-- start of Data lines --
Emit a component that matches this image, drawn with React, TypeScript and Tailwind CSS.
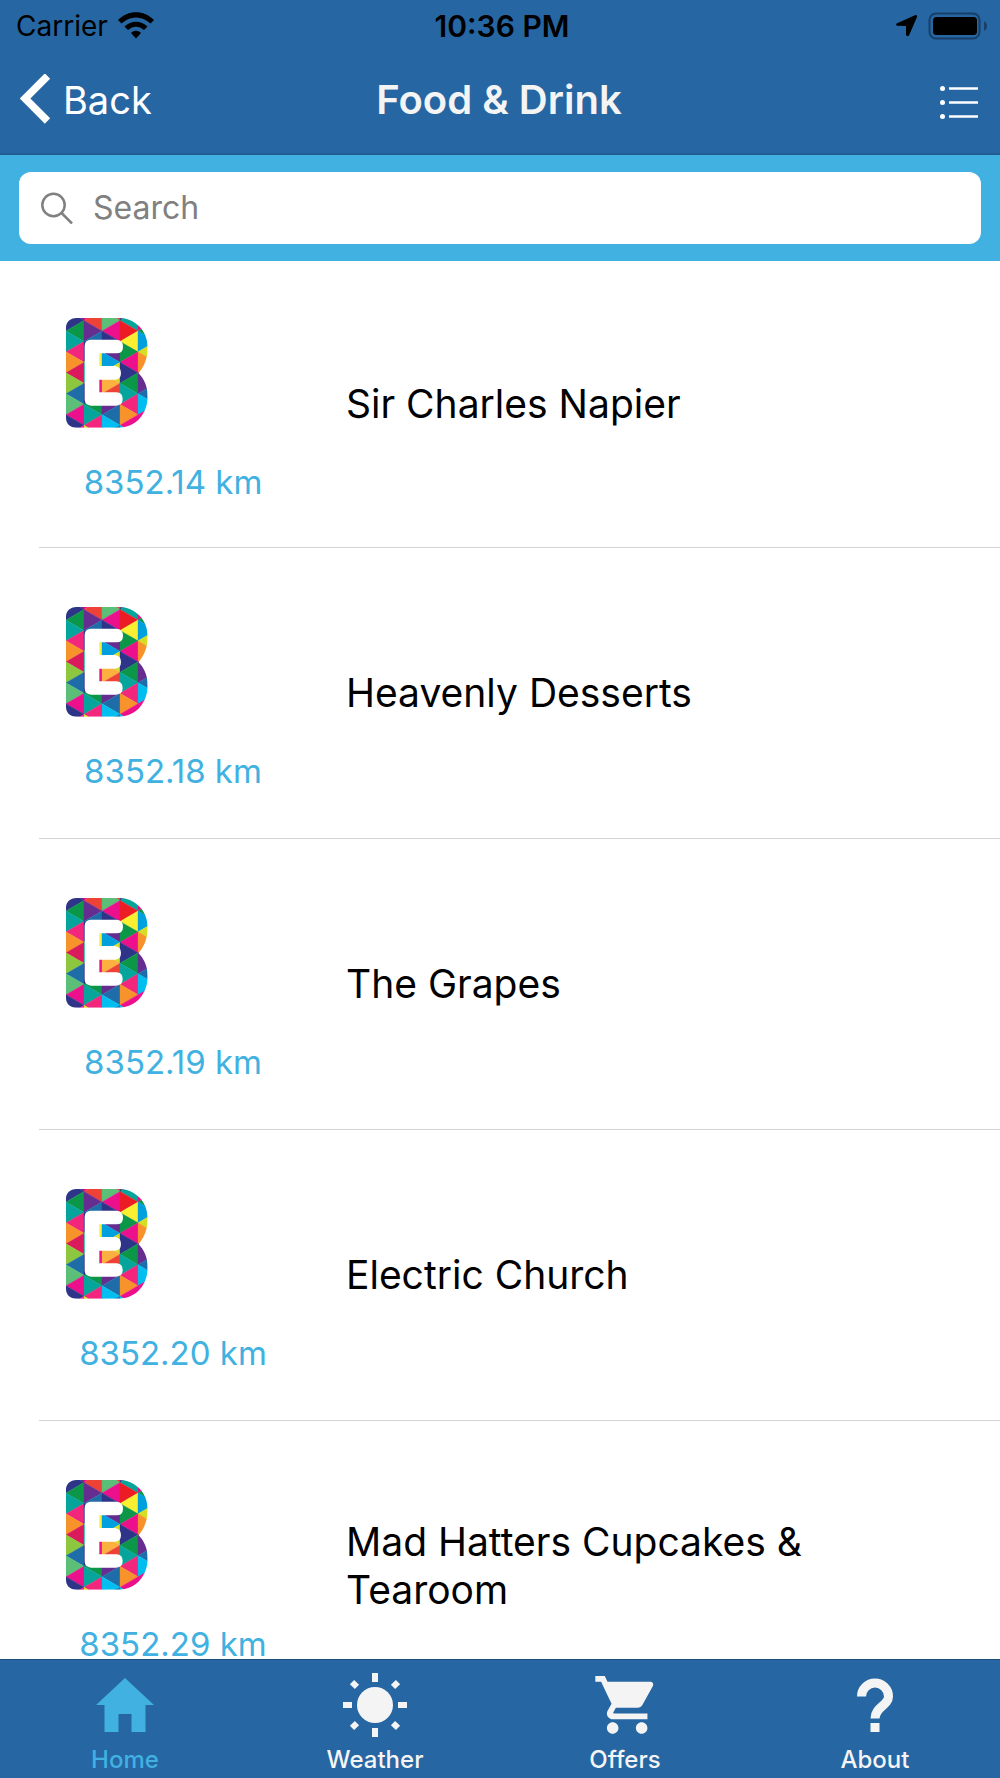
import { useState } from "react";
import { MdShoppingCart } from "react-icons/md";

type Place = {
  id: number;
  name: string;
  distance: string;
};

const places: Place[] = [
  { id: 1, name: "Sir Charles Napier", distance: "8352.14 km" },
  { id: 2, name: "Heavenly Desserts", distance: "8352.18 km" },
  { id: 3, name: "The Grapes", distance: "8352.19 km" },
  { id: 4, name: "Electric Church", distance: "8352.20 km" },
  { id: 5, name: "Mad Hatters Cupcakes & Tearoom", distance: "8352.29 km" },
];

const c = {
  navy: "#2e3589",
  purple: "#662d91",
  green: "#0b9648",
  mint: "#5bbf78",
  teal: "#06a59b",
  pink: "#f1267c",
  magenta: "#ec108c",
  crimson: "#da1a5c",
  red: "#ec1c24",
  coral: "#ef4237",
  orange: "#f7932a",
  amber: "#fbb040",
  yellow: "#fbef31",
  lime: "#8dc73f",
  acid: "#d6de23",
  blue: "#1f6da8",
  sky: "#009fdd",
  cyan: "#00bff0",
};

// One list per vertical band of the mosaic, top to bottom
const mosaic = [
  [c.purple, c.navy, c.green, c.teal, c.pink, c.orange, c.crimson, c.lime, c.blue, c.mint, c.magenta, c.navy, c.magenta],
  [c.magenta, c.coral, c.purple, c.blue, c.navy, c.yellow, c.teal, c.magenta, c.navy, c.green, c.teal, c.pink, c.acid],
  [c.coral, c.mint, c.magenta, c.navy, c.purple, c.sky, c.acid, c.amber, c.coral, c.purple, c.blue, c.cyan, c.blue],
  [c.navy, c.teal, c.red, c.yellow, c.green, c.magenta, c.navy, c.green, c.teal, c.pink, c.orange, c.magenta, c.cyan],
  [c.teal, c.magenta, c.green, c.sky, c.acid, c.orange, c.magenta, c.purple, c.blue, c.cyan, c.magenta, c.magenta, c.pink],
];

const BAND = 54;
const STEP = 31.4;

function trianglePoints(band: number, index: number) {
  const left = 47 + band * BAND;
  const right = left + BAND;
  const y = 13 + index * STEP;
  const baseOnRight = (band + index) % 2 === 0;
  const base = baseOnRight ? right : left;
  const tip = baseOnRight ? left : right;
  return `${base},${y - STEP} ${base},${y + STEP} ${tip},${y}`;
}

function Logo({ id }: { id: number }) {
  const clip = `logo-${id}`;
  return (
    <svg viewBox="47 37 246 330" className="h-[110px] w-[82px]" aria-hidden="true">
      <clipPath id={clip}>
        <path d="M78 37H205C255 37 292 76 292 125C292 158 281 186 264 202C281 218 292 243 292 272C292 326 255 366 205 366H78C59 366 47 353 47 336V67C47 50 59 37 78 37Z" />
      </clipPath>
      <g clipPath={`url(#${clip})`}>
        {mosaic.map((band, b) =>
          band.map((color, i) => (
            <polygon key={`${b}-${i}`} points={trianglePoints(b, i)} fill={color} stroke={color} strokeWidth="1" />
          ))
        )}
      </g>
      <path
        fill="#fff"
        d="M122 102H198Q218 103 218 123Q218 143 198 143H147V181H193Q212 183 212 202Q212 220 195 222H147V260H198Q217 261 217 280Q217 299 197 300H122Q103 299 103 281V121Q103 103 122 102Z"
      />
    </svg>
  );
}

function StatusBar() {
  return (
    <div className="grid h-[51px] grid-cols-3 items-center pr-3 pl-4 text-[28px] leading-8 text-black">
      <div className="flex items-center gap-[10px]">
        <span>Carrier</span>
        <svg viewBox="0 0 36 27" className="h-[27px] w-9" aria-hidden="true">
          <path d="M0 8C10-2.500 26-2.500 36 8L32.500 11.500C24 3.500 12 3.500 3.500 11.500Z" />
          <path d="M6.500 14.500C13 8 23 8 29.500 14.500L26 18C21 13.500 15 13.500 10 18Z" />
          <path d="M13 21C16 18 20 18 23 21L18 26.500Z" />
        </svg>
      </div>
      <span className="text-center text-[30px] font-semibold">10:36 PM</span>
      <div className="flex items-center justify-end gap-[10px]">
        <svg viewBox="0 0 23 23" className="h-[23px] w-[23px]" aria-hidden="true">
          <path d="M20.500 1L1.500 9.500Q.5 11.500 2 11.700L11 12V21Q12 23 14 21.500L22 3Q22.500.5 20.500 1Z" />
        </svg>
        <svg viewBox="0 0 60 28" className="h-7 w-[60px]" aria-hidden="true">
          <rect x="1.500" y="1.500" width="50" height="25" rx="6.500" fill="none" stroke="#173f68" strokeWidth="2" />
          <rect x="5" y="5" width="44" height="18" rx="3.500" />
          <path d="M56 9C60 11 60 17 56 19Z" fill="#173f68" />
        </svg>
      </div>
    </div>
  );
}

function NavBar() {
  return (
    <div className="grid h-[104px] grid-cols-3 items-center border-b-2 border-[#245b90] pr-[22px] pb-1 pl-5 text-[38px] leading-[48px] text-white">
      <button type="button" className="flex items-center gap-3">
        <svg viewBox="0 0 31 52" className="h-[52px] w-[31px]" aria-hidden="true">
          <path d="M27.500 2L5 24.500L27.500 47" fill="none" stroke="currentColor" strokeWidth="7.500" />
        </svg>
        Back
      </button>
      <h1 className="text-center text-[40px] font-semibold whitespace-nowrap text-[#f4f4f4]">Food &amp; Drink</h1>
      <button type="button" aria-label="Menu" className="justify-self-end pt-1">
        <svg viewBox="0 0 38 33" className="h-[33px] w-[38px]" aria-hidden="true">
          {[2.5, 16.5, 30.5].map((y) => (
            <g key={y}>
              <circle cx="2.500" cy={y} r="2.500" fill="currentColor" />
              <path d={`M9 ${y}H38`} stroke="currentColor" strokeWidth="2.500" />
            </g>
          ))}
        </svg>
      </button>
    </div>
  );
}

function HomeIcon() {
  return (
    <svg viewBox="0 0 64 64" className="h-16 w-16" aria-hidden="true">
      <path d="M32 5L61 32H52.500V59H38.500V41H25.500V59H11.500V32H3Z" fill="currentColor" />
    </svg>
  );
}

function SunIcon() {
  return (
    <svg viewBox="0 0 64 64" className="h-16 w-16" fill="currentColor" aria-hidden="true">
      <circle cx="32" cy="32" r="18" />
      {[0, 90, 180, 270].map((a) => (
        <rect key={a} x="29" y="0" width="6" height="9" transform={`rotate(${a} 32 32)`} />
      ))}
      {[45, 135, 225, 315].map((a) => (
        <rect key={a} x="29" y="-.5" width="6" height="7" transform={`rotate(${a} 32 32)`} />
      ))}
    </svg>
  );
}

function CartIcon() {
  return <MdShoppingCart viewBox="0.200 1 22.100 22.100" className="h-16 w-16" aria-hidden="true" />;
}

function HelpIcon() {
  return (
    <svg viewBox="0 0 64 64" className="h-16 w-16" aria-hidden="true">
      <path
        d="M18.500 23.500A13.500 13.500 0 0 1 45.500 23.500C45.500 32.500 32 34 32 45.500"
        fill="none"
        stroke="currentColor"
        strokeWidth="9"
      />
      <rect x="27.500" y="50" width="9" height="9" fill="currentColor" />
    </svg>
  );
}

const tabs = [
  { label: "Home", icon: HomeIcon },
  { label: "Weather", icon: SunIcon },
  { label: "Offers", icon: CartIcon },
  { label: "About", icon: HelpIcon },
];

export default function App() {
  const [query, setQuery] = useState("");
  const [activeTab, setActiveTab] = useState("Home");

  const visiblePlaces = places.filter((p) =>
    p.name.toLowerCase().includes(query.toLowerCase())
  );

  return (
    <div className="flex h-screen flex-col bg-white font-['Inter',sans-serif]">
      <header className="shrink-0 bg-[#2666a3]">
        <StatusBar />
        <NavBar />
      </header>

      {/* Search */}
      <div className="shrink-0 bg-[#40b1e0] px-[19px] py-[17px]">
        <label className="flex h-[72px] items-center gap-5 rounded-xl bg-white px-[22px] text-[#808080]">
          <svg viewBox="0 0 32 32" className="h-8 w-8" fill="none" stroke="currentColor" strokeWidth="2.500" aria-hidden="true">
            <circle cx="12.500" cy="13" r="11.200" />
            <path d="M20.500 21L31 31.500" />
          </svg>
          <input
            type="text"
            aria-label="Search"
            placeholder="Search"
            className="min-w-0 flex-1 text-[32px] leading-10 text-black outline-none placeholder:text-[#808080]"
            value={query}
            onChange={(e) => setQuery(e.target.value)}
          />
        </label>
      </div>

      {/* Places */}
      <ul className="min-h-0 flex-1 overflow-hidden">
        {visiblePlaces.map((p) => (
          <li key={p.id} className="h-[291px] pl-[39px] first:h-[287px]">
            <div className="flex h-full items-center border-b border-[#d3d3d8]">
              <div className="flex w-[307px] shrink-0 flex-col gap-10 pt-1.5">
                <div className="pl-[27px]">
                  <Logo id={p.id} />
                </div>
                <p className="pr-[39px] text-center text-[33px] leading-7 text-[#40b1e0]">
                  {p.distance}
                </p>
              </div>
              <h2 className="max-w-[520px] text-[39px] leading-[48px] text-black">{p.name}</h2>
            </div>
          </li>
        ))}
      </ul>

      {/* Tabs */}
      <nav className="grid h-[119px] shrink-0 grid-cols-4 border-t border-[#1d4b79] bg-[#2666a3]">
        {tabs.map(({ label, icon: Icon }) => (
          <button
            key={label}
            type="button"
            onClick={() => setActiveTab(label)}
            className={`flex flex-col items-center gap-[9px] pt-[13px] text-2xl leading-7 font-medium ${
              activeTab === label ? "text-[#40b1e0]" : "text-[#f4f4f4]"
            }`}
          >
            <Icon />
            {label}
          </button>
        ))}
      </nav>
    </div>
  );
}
-- end of Data lines --
-- start of Data lines --
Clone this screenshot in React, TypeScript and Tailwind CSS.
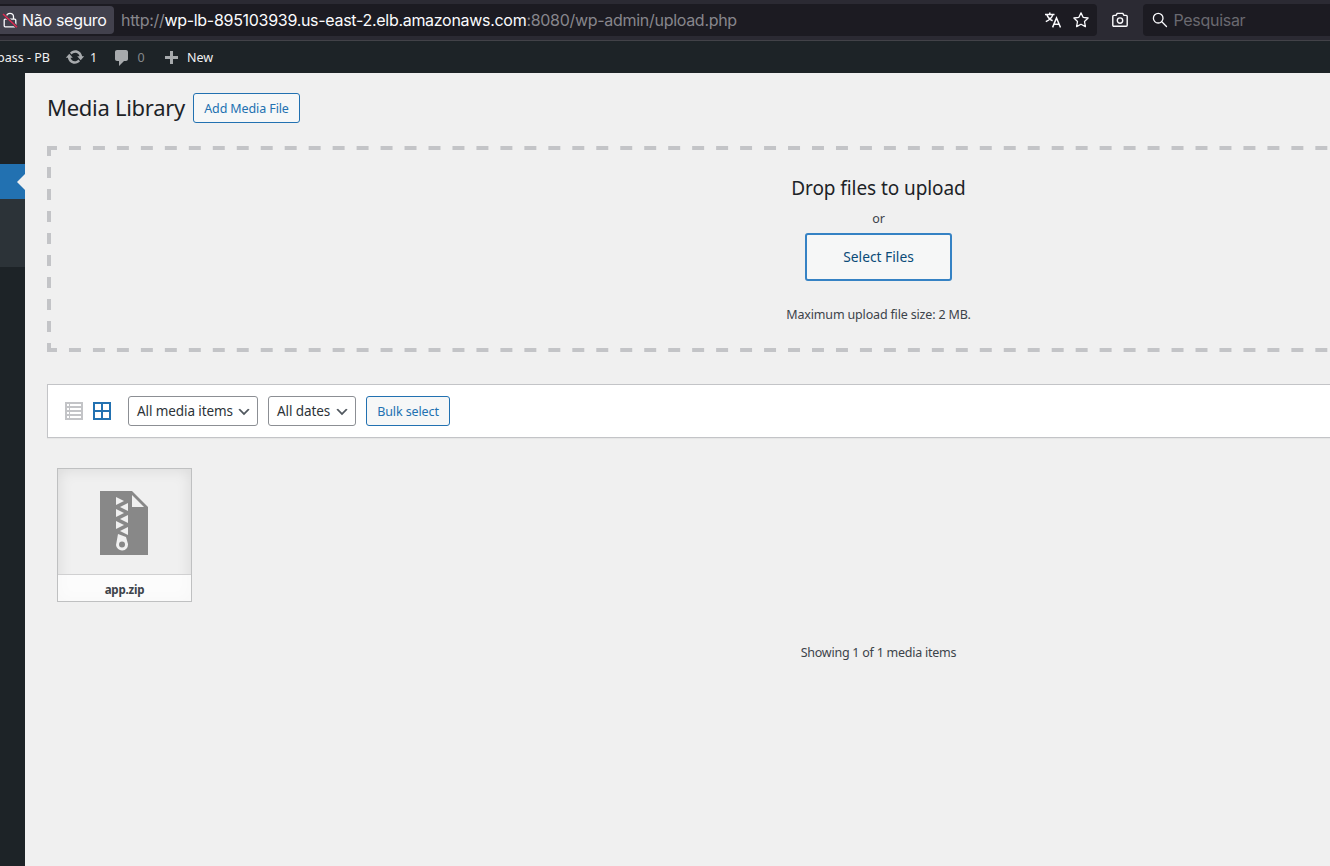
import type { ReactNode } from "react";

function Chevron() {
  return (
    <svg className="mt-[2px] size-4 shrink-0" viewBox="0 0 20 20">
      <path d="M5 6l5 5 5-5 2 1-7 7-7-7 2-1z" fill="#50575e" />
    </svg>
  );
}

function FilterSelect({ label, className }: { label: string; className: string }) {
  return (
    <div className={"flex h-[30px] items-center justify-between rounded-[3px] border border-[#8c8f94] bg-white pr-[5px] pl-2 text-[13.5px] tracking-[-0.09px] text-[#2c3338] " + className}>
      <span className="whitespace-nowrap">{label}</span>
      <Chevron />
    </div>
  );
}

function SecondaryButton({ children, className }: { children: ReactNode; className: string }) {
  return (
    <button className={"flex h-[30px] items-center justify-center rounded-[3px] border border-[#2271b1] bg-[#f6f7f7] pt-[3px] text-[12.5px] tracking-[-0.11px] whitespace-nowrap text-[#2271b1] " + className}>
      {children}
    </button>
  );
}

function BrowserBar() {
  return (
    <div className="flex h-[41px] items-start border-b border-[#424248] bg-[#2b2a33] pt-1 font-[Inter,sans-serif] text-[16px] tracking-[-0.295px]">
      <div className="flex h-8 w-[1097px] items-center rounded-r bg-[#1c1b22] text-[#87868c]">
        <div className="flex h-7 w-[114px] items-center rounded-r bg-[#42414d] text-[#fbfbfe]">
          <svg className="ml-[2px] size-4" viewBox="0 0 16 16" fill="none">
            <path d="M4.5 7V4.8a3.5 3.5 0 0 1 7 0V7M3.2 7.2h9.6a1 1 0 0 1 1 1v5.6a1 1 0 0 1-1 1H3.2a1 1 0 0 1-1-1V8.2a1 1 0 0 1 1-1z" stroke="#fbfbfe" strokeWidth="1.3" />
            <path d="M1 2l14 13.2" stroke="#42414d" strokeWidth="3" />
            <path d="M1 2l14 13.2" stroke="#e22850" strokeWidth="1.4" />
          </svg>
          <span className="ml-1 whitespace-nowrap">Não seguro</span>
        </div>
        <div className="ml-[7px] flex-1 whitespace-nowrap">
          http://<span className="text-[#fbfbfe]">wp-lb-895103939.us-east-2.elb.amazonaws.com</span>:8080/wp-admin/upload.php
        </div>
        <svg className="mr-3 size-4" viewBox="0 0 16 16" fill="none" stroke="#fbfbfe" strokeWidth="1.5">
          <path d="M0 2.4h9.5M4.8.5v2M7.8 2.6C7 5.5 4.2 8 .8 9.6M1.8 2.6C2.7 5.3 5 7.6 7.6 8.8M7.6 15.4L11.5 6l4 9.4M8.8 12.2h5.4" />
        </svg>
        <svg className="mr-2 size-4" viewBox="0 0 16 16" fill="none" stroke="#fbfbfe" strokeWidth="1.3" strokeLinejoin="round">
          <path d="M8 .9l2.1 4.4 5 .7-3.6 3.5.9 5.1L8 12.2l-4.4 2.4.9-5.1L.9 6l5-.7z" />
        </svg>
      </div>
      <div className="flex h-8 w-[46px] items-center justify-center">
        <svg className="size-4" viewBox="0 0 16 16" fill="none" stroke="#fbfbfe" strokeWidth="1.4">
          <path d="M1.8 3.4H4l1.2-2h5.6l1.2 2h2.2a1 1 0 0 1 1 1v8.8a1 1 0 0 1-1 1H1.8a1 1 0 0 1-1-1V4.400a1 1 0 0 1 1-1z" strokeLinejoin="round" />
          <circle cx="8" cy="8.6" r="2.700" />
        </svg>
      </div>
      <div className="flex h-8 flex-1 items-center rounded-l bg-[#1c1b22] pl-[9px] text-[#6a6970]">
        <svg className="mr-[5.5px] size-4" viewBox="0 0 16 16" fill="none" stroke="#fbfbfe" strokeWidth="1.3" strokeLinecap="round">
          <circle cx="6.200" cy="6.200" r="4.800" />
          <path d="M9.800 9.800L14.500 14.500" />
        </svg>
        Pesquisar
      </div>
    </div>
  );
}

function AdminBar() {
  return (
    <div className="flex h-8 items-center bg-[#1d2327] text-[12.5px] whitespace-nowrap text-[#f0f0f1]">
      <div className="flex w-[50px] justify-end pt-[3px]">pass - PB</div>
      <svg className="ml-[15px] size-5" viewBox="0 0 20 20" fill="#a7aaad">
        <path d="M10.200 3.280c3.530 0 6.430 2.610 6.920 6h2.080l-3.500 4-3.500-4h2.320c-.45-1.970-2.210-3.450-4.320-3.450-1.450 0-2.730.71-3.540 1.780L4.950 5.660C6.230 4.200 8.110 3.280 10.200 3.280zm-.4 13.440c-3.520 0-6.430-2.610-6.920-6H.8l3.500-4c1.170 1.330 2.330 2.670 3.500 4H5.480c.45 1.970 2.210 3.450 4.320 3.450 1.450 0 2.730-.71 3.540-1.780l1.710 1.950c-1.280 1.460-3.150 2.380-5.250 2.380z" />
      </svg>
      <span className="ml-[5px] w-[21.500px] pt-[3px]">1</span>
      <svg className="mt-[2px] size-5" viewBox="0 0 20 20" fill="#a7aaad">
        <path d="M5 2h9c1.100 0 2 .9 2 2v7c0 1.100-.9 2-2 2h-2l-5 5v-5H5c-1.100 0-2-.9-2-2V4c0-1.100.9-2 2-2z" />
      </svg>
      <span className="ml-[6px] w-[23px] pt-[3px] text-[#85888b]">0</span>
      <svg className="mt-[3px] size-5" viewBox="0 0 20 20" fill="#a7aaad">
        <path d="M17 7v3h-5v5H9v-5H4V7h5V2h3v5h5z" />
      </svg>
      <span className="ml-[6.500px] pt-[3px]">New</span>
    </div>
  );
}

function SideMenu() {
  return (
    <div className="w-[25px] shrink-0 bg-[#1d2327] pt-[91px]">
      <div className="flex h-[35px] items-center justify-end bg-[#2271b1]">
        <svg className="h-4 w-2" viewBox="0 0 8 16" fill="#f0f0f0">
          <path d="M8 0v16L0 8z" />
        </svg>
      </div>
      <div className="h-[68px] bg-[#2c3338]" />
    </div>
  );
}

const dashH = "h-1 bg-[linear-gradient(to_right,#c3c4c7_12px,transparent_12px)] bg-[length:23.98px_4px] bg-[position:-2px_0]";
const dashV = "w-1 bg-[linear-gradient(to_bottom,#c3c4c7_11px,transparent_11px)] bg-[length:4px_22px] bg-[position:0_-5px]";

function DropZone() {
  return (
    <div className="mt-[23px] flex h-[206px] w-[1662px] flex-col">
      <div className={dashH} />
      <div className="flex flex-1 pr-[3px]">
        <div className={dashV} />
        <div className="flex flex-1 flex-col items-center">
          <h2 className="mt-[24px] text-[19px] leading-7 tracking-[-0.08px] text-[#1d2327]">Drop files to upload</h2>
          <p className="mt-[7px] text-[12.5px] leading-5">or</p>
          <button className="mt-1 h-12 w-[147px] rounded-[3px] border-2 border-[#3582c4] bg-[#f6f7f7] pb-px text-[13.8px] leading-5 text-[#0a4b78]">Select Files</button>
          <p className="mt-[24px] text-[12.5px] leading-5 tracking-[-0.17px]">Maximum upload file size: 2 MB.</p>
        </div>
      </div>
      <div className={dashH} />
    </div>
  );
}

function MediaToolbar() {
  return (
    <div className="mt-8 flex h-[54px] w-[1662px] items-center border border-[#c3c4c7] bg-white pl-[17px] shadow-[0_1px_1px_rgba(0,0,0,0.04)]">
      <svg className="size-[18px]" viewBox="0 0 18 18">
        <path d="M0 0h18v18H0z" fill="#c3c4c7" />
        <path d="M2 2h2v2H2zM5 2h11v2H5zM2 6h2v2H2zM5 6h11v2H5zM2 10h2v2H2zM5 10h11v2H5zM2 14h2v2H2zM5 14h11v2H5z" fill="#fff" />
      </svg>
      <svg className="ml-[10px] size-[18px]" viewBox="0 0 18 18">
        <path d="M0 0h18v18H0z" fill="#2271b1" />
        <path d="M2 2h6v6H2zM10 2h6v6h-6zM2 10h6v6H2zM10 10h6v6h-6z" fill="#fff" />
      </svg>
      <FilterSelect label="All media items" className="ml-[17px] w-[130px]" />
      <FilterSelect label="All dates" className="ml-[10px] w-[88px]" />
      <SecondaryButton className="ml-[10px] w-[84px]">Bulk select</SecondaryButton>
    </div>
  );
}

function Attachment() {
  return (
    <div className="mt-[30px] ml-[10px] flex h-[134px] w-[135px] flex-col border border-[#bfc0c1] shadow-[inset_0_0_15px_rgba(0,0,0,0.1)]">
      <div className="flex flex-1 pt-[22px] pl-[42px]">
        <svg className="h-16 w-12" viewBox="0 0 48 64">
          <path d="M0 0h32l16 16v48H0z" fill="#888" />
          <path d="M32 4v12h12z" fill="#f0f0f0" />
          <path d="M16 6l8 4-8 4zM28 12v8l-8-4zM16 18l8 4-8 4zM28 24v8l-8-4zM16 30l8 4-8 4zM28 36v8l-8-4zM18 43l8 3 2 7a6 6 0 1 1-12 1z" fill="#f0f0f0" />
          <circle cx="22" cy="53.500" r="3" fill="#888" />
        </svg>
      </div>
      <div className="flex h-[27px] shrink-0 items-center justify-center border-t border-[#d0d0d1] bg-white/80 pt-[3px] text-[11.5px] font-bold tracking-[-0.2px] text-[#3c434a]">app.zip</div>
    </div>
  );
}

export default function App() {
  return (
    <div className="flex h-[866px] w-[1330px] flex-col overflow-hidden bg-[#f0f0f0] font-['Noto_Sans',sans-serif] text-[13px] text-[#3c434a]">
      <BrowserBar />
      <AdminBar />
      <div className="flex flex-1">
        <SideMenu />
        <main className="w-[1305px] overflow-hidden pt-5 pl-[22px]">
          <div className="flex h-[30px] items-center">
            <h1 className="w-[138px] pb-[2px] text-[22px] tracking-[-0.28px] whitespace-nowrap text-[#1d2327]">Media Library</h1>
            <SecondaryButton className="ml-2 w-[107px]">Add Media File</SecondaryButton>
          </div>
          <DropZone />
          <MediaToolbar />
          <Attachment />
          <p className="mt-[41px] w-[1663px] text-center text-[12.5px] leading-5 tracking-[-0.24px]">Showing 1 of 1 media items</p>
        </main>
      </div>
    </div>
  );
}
-- end of Data lines --
How many lines in the listing contain "TypeScript"? Answer with the number alone.

2